(Interface markup and scripts)
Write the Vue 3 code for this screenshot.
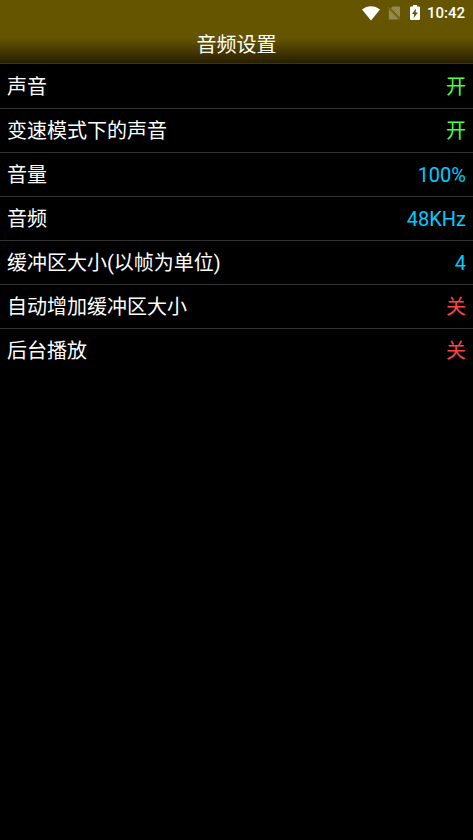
<template>
  <div class="screen">
    <header class="header">
      <div class="status-bar">
        <svg class="wifi" viewBox="0 0 18 15" aria-hidden="true">
          <path d="M0 3.6C5.2-.9 12.8-.9 18 3.6L9 14.6z" fill="#fff" />
        </svg>
        <svg class="sim" viewBox="0 0 14 16" aria-hidden="true">
          <path d="M5.5 1.500H12q1 0 1 1v10.200L3.800 3.200zM1.800 4.200L11.800 14.600H3q-1.200 0-1.200-1.200z" fill="#948951" />
          <path d="M1 2.200L13.200 14.800" stroke="#857838" stroke-width="1" />
        </svg>
        <svg class="battery" viewBox="0 0 10 16" aria-hidden="true">
          <path d="M3 0h4v1.6h2q1 0 1 1V14q0 1-1 1H1q-1 0-1-1V2.6q0-1 1-1h2z" fill="#fff" />
          <path d="M6 3.6L2 9h2.200L3.600 13L8 7.600H5.600z" fill="#650" />
        </svg>
        <time class="clock">10:42</time>
      </div>
      <h1 class="title">音频设置</h1>
    </header>
    <main>
      <ul class="settings">
        <li v-for="item in settings" :key="item.label" class="item">
          <button type="button" class="row" @click="toggle(item)">
            <span class="label">{{ item.label }}</span>
            <span class="value" :class="valueClass(item.value)">{{ formatValue(item.value) }}</span>
          </button>
        </li>
      </ul>
    </main>
  </div>
</template>

<script setup>
import { ref } from 'vue'

const settings = ref([
  { label: '声音', value: true },
  { label: '变速模式下的声音', value: true },
  { label: '音量', value: '100%' },
  { label: '音频', value: '48KHz' },
  { label: '缓冲区大小(以帧为单位)', value: '4' },
  { label: '自动增加缓冲区大小', value: false },
  { label: '后台播放', value: false }
])

const isSwitch = (value) => typeof value === 'boolean'

const formatValue = (value) => {
  if (!isSwitch(value)) return value
  return value ? '开' : '关'
}

const valueClass = (value) => {
  if (!isSwitch(value)) return 'is-option'
  return value ? 'is-on' : 'is-off'
}

const toggle = (item) => {
  if (isSwitch(item.value)) {
    item.value = !item.value
  }
}
</script>

<style>
body {
  margin: 0;
  background: #000;
}
</style>

<style scoped>
.screen {
  min-height: 100vh;
  background: #000;
  color: #fff;
  font-family: Roboto, "Noto Sans CJK SC", sans-serif;
}

.header {
  background: linear-gradient(#650 60%, #281f00);
  border-bottom: 1px solid #333;
}

.status-bar {
  display: flex;
  align-items: center;
  justify-content: flex-end;
  height: 26px;
  padding: 0 8px;
}

.wifi {
  width: 18px;
  height: 15px;
  margin-right: 7px;
}

.sim {
  width: 14px;
  height: 16px;
  margin-right: 9px;
}

.battery {
  width: 10px;
  height: 16px;
  margin-right: 7px;
}

.clock {
  font-size: 15px;
  font-weight: 500;
  line-height: 26px;
}

.title {
  margin: 0;
  padding-top: 1px;
  font-size: 20px;
  font-weight: 400;
  line-height: 36px;
  text-align: center;
}

.settings {
  margin: 0;
  padding: 0;
  list-style: none;
}

.item {
  border-top: 1px solid #333;
}

.item:first-child {
  border-top-color: transparent;
}

.row {
  display: flex;
  justify-content: space-between;
  width: 100%;
  padding: 2px 7px 0;
  border: 0;
  background: none;
  color: inherit;
  font: inherit;
  font-size: 20px;
  line-height: 41px;
  text-align: left;
  cursor: pointer;
}

.is-on {
  color: #4f4;
}

.is-off {
  color: #f44;
}

.is-option {
  color: #0cf;
}
</style>
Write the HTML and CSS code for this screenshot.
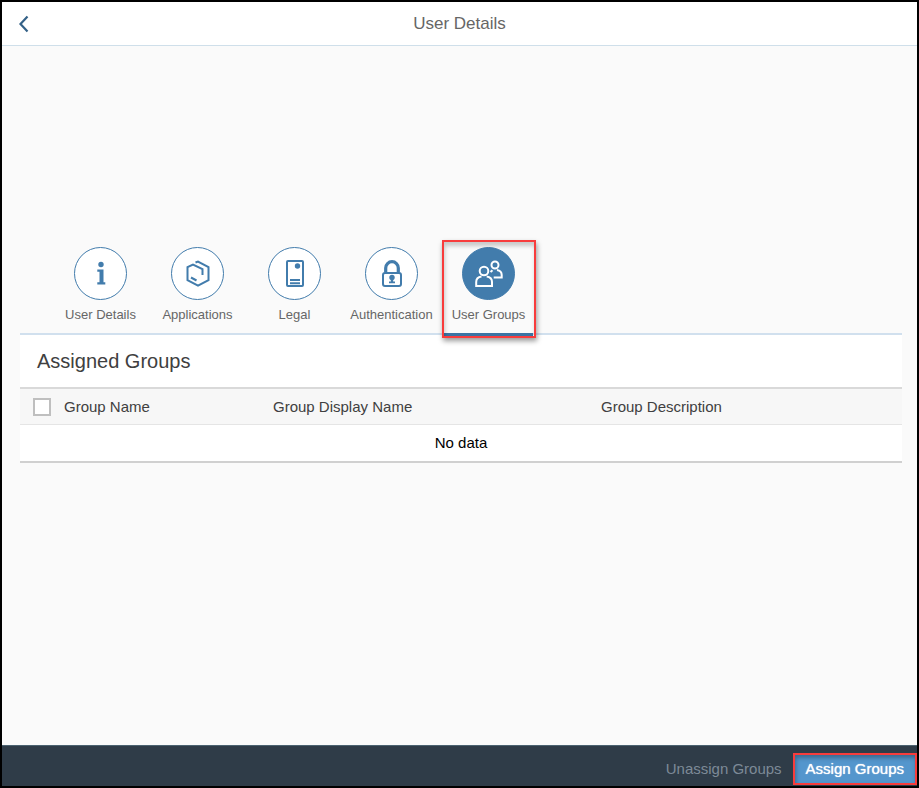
FILE: index.html
```html
<!DOCTYPE html>
<html lang="en">
<head>
<meta charset="utf-8">
<title>User Details</title>
<link rel="stylesheet" href="styles.css">
</head>
<body>
<div class="page">
  <header class="bar">
    <button class="back" type="button" aria-label="Back">
      <svg width="12" height="18" viewBox="0 0 12 18" fill="none" stroke="currentColor" stroke-width="2.200"><path d="M9.500 1.500 2.500 9l7 7.500"/></svg>
    </button>
    <h1 class="bar-title">User Details</h1>
  </header>

  <main class="content">
    <nav class="tabs" role="tablist">
      <button class="tab" type="button" role="tab">
        <span class="circle">
          <svg width="28" height="28" viewBox="0 0 28 28" fill="currentColor"><circle cx="14" cy="4.500" r="2.700"/><path d="M10.300 9.500h6.200v12.700h1.800V24.500h-8v-2.300h2.200V11.800h-2.200z"/></svg>
        </span>
        <span class="tab-label">User Details</span>
      </button>
      <button class="tab" type="button" role="tab">
        <span class="circle">
          <svg width="28" height="28" viewBox="0 0 28 28" fill="none" stroke="currentColor" stroke-width="2"><path d="M11.500 2.500 14 1.500l10.500 5.700v13L14 25.700 3.500 20.200V7.200L9 4.500l9.500 4.700v5.800"/><path d="M7 17.500l5.500 3"/></svg>
        </span>
        <span class="tab-label">Applications</span>
      </button>
      <button class="tab" type="button" role="tab">
        <span class="circle">
          <svg width="28" height="28" viewBox="0 0 28 28" fill="none" stroke="currentColor" stroke-width="2"><rect x="6" y="1" width="16" height="25" rx="1"/><circle cx="16.500" cy="6" r="2.700" fill="currentColor" stroke="none"/><path d="M9 20h10M9 23.200h10"/></svg>
        </span>
        <span class="tab-label">Legal</span>
      </button>
      <button class="tab" type="button" role="tab">
        <span class="circle">
          <svg width="28" height="28" viewBox="0 0 28 28" fill="none" stroke="currentColor" stroke-width="2"><rect x="5" y="13" width="18" height="13" rx="2"/><path d="M7.700 12.500V8a6.300 6.300 0 0 1 12.600 0v4.500" stroke-width="3.200"/><g fill="currentColor" stroke="none"><circle cx="14" cy="17.500" r="2.700"/><path d="M12.800 19h2.400v2.500h1.800v1.700h-6v-1.700h1.800z"/></g></svg>
        </span>
        <span class="tab-label">Authentication</span>
      </button>
      <button class="tab selected" type="button" role="tab" aria-selected="true">
        <span class="circle">
          <svg width="28" height="28" viewBox="0 0 28 28" fill="none" stroke="currentColor" stroke-width="2"><circle cx="9" cy="11" r="4.300"/><path d="M6.500 16.500C3 17 1.200 19 1.200 22v4h15.800v-4c0-3-1.800-5-5.300-5.500"/><circle cx="20" cy="5" r="3.500"/><path d="M15.500 12 17.500 10.200M22 10c3 .5 4.700 2.200 4.700 5v2.500h-8"/></svg>
        </span>
        <span class="tab-label">User Groups</span>
      </button>
    </nav>

    <section class="panel">
      <h2 class="panel-title">Assigned Groups</h2>
      <table class="groups">
        <thead>
          <tr>
            <th class="col-check"><input class="check" type="checkbox" aria-label="Select all"></th>
            <th class="col-name">Group Name</th>
            <th class="col-display">Group Display Name</th>
            <th>Group Description</th>
          </tr>
        </thead>
        <tbody>
          <tr><td colspan="4">No data</td></tr>
        </tbody>
      </table>
    </section>
  </main>

  <footer class="footer">
    <button class="action" type="button" disabled>Unassign Groups</button>
    <button class="action primary" type="button">Assign Groups</button>
  </footer>
</div>
</body>
</html>
```
FILE: styles.css
```css
* {
  box-sizing: border-box;
}

body {
  margin: 0;
  font-family: "Liberation Sans", Arial, sans-serif;
  color: #404040;
}

button {
  font: inherit;
  border: 0;
  padding: 0;
  background: none;
}

.page {
  display: flex;
  flex-direction: column;
  min-height: 100vh;
  border: 2px solid #000;
  background: #fafafa;
}

.bar {
  display: grid;
  grid-template-columns: 44px 1fr 44px;
  align-items: center;
  height: 44px;
  background: #fff;
  border-bottom: 1px solid #cfdfea;
}

.back {
  display: flex;
  justify-content: center;
  color: #346187;
}

.bar-title {
  margin: 0;
  font-size: 17px;
  line-height: 24px;
  font-weight: 400;
  text-align: center;
  color: #666;
}

.content {
  flex: 1;
  padding: 194px 15px 0 18px;
}

.tabs {
  display: flex;
  gap: 8px;
  padding-left: 36px;
}

.tab {
  position: relative;
  display: flex;
  flex-direction: column;
  align-items: center;
  width: 89px;
  height: 93px;
  padding-top: 7px;
  color: #427cac;
}

.circle {
  display: flex;
  align-items: center;
  justify-content: center;
  width: 53px;
  height: 53px;
  border: 1px solid #427cac;
  border-radius: 50%;
  background: #fff;
}

.tab-label {
  margin-top: 7px;
  font-size: 13px;
  line-height: 16px;
  white-space: nowrap;
  color: #666;
}

.selected .circle {
  background: #427cac;
  color: #fff;
}

.selected::before {
  content: "";
  position: absolute;
  inset: auto 0 -3px;
  height: 3px;
  background: #3a73a3;
}

.selected::after,
.primary::after {
  content: "";
  position: absolute;
  border: 2px solid #f83c3c;
}

.selected::after {
  inset: 0 -3px -5px -2px;
  box-shadow: 1px 3px 5px rgba(0, 0, 0, 0.4), inset 1px 4px 4px rgba(0, 0, 0, 0.2);
}

.panel {
  background: #fff;
  border-top: 2px solid #d1e0ee;
}

.panel-title {
  margin: 0;
  padding: 0 17px;
  font-size: 20px;
  line-height: 52px;
  font-weight: 400;
}

.groups {
  width: 100%;
  border-collapse: separate;
  border-spacing: 0;
  table-layout: fixed;
  border-top: 2px solid #d9d9d9;
  border-bottom: 2px solid #d0d0d0;
  font-size: 15px;
  line-height: 20px;
}

.groups th {
  height: 36px;
  padding: 0;
  border-bottom: 1px solid #e5e5e5;
  background: #f7f7f7;
  font-weight: 400;
  text-align: left;
}

.groups td {
  height: 36px;
  padding: 0;
  text-align: center;
  color: #000;
}

.groups .col-check {
  width: 44px;
  padding-left: 13px;
}

.col-name {
  width: 209px;
}

.col-display {
  width: 328px;
}

.check {
  display: block;
  appearance: none;
  width: 18px;
  height: 18px;
  margin: 0;
  border: 2px solid #bfbfbf;
  background: #fff;
}

.footer {
  display: flex;
  justify-content: flex-end;
  align-items: center;
  gap: 11px;
  height: 41px;
  padding-top: 6px;
  border-top: 1px solid #4b6270;
  background: #2f3c48;
}

.action {
  position: relative;
  height: 32px;
  padding-bottom: 2px;
  font-size: 15px;
  color: #7d8a97;
}

.primary {
  padding: 0 13px 2px;
  background: #5496cd;
  color: #fff;
  text-shadow: 0 0 1px #fff;
}

.primary::after {
  inset: 0;
  box-shadow: inset 1px 3px 4px rgba(0, 0, 0, 0.3);
}
```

TASK: Return all the lines that contain the string "code".

EXERCISE ANSWER:
Write the Vue 3 code for this screenshot.
Write the HTML and CSS code for this screenshot.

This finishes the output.